Come Thelma&Louise, tranne che per il tuffo finale e per quelle sgradite eruzioni di consapevolezza che affliggevano le protagoniste del film di Ridley Scott. Luigi Di Maio e Alessandro Di Battista come Susan Sarandon e Geena Davis, lanciati in auto in una fuga verso il nulla e forse verso il tutto. Le due incontenibili furie cinematografiche si immolavano spingendo il piede sull'acceleratore per la causa femminile, per combattere contro «l'uomo» (sessista); il vicepremier e l'ex deputato non hanno come meta un salto nel vuoto ma Strasburgo con una missione altrettanto nobile e improbabile: «Cambieremo i trattati o crollerà l'Europa». Hanno look decisamente meno aggressivi ma la stessa incoercibile determinazione. Di Maio con l'unico sorriso che possiede, carico di un'acuta soddisfazione, e con lo stesso abbigliamento di sempre: adatto tanto per il battesimo del figlio del sindaco del paesino assolato, dove la panna della torta si squaglia sotto il sole e i palloncini si sgonfiano per il troppo caldo, quanto per la riunione ufficiale nei climi freddi. E Di Battista... Di Battista, con quella perenne espressione da teatro yiddish, e quel perenne abbigliamento da missione con Greenpeace per salvare le balene. Hanno scelto un viaggio in macchina anche loro. Con tanto di webcam interna e diretta su Facebook però, come Platinette in Milano-Roma. Spiegano le loro intenzioni politiche, pagano il casello, rischiano di sbagliare autostrada... Tracciano scenari globali e Di Maio snuda i denti a favore di telecamerina. Ma non è a Thelma e Louise che li paragona la Rete, ma a Jim Carrey e Jeff Daniels nel più prosaico Scemo&più scemo. Capita di sentirsi perfetti per un copione, e di rimanere intrappolati in un altro. E il loro è di una pellicola che ha per morale grandi ideali che si sentono protagonisti. Con le stesse urgenze, la stessa grinta, lo stesso slancio verso l'ignoto. Anche se certo, la loro è una versione più prudente della trasferta senza ritorno delle due amiche fuggiasche, senza incontri con Brad Pitt, senza che un comprensivo Harvey Keitel che li insegua, e soprattutto fermi nella decisione che le bizzarrie non sono la via maestra per la libertà. Atteggiamento sposato solo dopo essere saliti al governo, ma ora è così. Sigillati nell'abitacolo dell'auto con il tepore delle grandi idee politiche che annebbiano i vetri e «snebbiano» il futuro degli italiani e dell'Europa tutta.
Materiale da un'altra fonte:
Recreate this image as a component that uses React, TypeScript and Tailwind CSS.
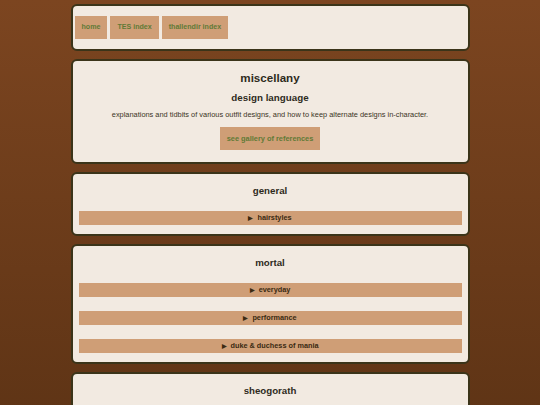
const FONT = "font-['Liberation_Sans',Arial,sans-serif]";

const NAV_LINKS = ['home', 'TES index', 'thallendir index'];

function Card({ children, className = '' }: { children: React.ReactNode; className?: string }) {
  return (
    <section className={`w-[399px] rounded-[6px] border-2 border-[#3b3419] bg-[#f2eae1] ${className}`}>
      {children}
    </section>
  );
}

function Disclosure({ label }: { label: string }) {
  return (
    <div className="flex h-[14px] items-center justify-center gap-[4px] bg-[#cf9e76] text-[7.3px] font-bold text-[#3a2a12]">
      <span className="text-[6px]">▶</span>
      <span>{label}</span>
    </div>
  );
}

function Section({ title, items }: { title: string; items: string[] }) {
  return (
    <Card className="px-[6px] pt-[10px] pb-[9px]">
      <h3 className="text-center text-[9.7px] font-bold leading-[14px] text-[#2e2a1c]">{title}</h3>
      <div className="mt-[13px] flex flex-col gap-[14px]">
        {items.map((item) => (
          <Disclosure key={item} label={item} />
        ))}
      </div>
    </Card>
  );
}

export default function App() {
  return (
    <div className={`${FONT} flex min-h-screen w-full flex-col items-center gap-[8px] bg-gradient-to-b from-[#7c4520] to-[#5b3214] pt-[4px] pb-[8px]`}>
      <Card className="flex h-[47px] items-center gap-[3px] px-[2px]">
        {NAV_LINKS.map((link) => (
          <a key={link} className="flex h-[23px] items-center bg-[#cf9e76] px-[7px] text-[7.1px] font-bold text-[#617a36]">
            {link}
          </a>
        ))}
      </Card>

      <Card className="flex flex-col items-center pt-[9px] pb-[12px]">
        <h1 className="text-[11.6px] font-bold leading-[16px] text-[#2e2a1c]">miscellany</h1>
        <h2 className="mt-[5px] text-[9.8px] font-bold leading-[14px] text-[#2e2a1c]">design language</h2>
        <p className="mt-[5px] text-[7.4px] leading-[10px] text-[#3a3424]">
          explanations and tidbits of various outfit designs, and how to keep alternate designs in-character.
        </p>
        <a className="mt-[7px] flex h-[23px] items-center bg-[#cf9e76] px-[7px] text-[7.4px] font-bold text-[#617a36]">
          see gallery of references
        </a>
      </Card>

      <Section title="general" items={['hairstyles']} />
      <Section title="mortal" items={['everyday', 'performance', 'duke & duchess of mania']} />
      <Section title="sheogorath" items={['everyday', 'formal']} />
    </div>
  );
}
Fuori, nessun limite; dentro, niente spazio: sono queste le basi per un viaggio visionario. Ed è esattamente quello che stanno facendo questi enfant senza prodige. Anche se l'avventuroso tragitto di quelle due bellissime disperate era più chiaro nel suo intento: era evidente che quel salto nel vuoto era un inizio. L'unico al quale potessero ambire. L'inizio di due che avevano perfettamente, dolorosamente compreso, sulla propria pelle, che la ricerca della felicità, più che un diritto inalienabile, è un disastro ineluttabile. Del viaggio di Giggino e Diba ci è chiara la parte del potenziale disastro. Thelma e Louise si erano offerte volontarie per la tortura cinese di un'insopportabile consapevolezza, i «nostri due» sono salvi solo grazie alla mancanza di percezione.
Thelma e Louise, in jeans, polvere e canotta per inseguire un ideale; «questi» in giacchetta, telecamera e riscaldamento per inseguire la politica inefficace del dare sfoggio di sé. «Mi ha indignato dover combattere per ottenere il minimo» ha detto Di Battista a proposito dell'Europa. Figuriamoci a noi... essere andati alle urne e aver ottenuto loro.